When I use the previous code, the values of the columns in common do not appear in the right place (In the last two rows the values are not in the correct columns).

So, my question is: How can I read multiple csv files and merge them together (they may not have the same columns) using pyspark?

CodePudding user response：

The easy way is to add the missing columns to both dataframes and by using a union function. I prefer unionByName, so I'll be using that for my example:

df1 = spark.read.options(header='True', delimiter=';').csv("mapped_file_1.csv")
df2 = spark.read.options(header='True', delimiter=';').csv("mapped_file_2.csv")

united_df = df1.unionByName(df2, allowMissingColumns=True)

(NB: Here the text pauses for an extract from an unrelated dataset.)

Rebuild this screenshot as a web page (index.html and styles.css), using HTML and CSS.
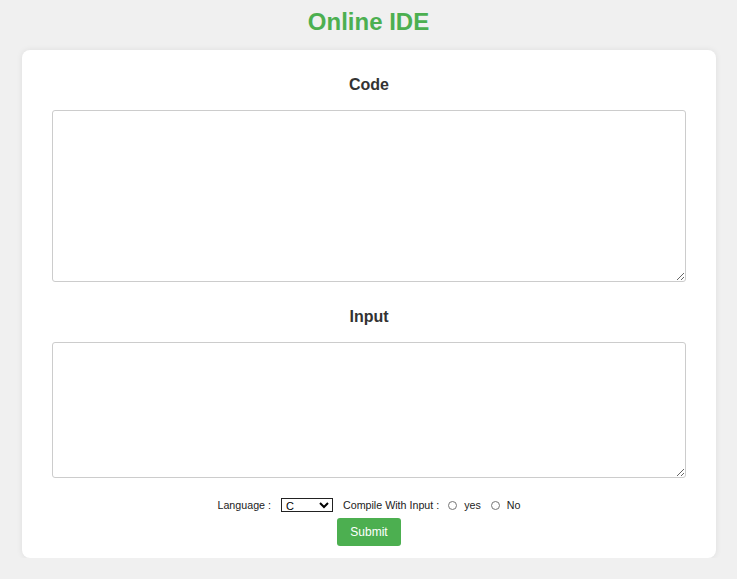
FILE: index.html
```html
<!DOCTYPE html>
<html>
<head>
<meta charset="utf-8">
<link rel="stylesheet" href="styles.css">
</head>
<body>
<h1 class="title">Online IDE</h1>
<div class="card">
  <h3 class="label">Code</h3>
  <textarea class="code"></textarea>
  <h3 class="label label-input">Input</h3>
  <textarea class="input"></textarea>
  <div class="controls">
    <span class="txt">Language :</span>
    <select class="lang"><option>C</option><option>C++</option><option>Java</option><option>Python</option></select>
    <span class="txt">Compile With Input :</span>
    <input type="radio" name="ci" class="radio" id="y"><label for="y" class="txt rlabel">yes</label>
    <input type="radio" name="ci" class="radio" id="n"><label for="n" class="txt rlabel">No</label>
  </div>
  <div class="actions"><button class="submit">Submit</button></div>
</div>
</body>
</html>
```
FILE: styles.css
```css
html, body { margin: 0; padding: 0; }
body {
  background: #f0f0f0;
  font-family: "Liberation Sans", Arial, sans-serif;
  color: #333;
}
.title {
  margin: 8px 0 14px;
  text-align: center;
  font-size: 24px;
  line-height: 28px;
  color: #4caf50;
  font-weight: bold;
}
.card {
  margin: 0 21px 0 22px;
  background: #fff;
  border-radius: 8px;
  box-shadow: 0 0 6px rgba(0,0,0,0.08);
  padding: 25px 30px 12px;
}
.label {
  margin: 0 0 15px;
  text-align: center;
  font-size: 16px;
  line-height: 20px;
  font-weight: bold;
  color: #333;
}
.label-input { margin-top: 25px; }
textarea {
  display: block;
  box-sizing: border-box;
  width: 100%;
  border: 1px solid #ccc;
  border-radius: 3px;
  margin: 0;
  padding: 6px;
  font-family: "Liberation Mono", monospace;
  font-size: 13px;
}
.code { height: 172px; }
.input { height: 136px; }
.controls {
  display: flex;
  justify-content: center;
  align-items: center;
  margin-top: 20px;
  height: 14px;
  font-size: 10.7px;
  color: #222;
}
.txt { line-height: 14px; }
.lang {
  margin: 0 10px 0 10px;
  width: 52px;
  height: 14px;
  font-size: 11px;
  font-family: "Liberation Sans", Arial, sans-serif;
  padding: 0;
  border: 1px solid #222;
  border-radius: 0;
  background: #fff;
  color: #000;
}
.radio {
  width: 9px;
  height: 9px;
  margin: 0 7px 0 9px;
}
.rlabel + .radio { margin-left: 10px; }
.actions {
  display: flex;
  justify-content: center;
  margin-top: 6px;
}
.submit {
  width: 64px;
  height: 28px;
  background: #4caf50;
  color: #fff;
  border: none;
  border-radius: 3px;
  font-family: "Liberation Sans", Arial, sans-serif;
  font-size: 12px;
  padding: 0;
}
```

allowMissingColumns will complete missing columns in a dataframe with NULLs.

If you have more than 2 files than you can just define a function and use reduce to unite all the dataframes:

def unite_dfs(df1, df2):
  return df1.unionByName(df2, allowMissingColumns=True)


list_of_dfs = [df1, df2, df3, df4, df5, df6]
united_df = reduce(unite_dfs, list_of_dfs)

Let me know if this is clear. I haven't included the imports as I only used libraries that were in your snippet. If it's unclear I can edit.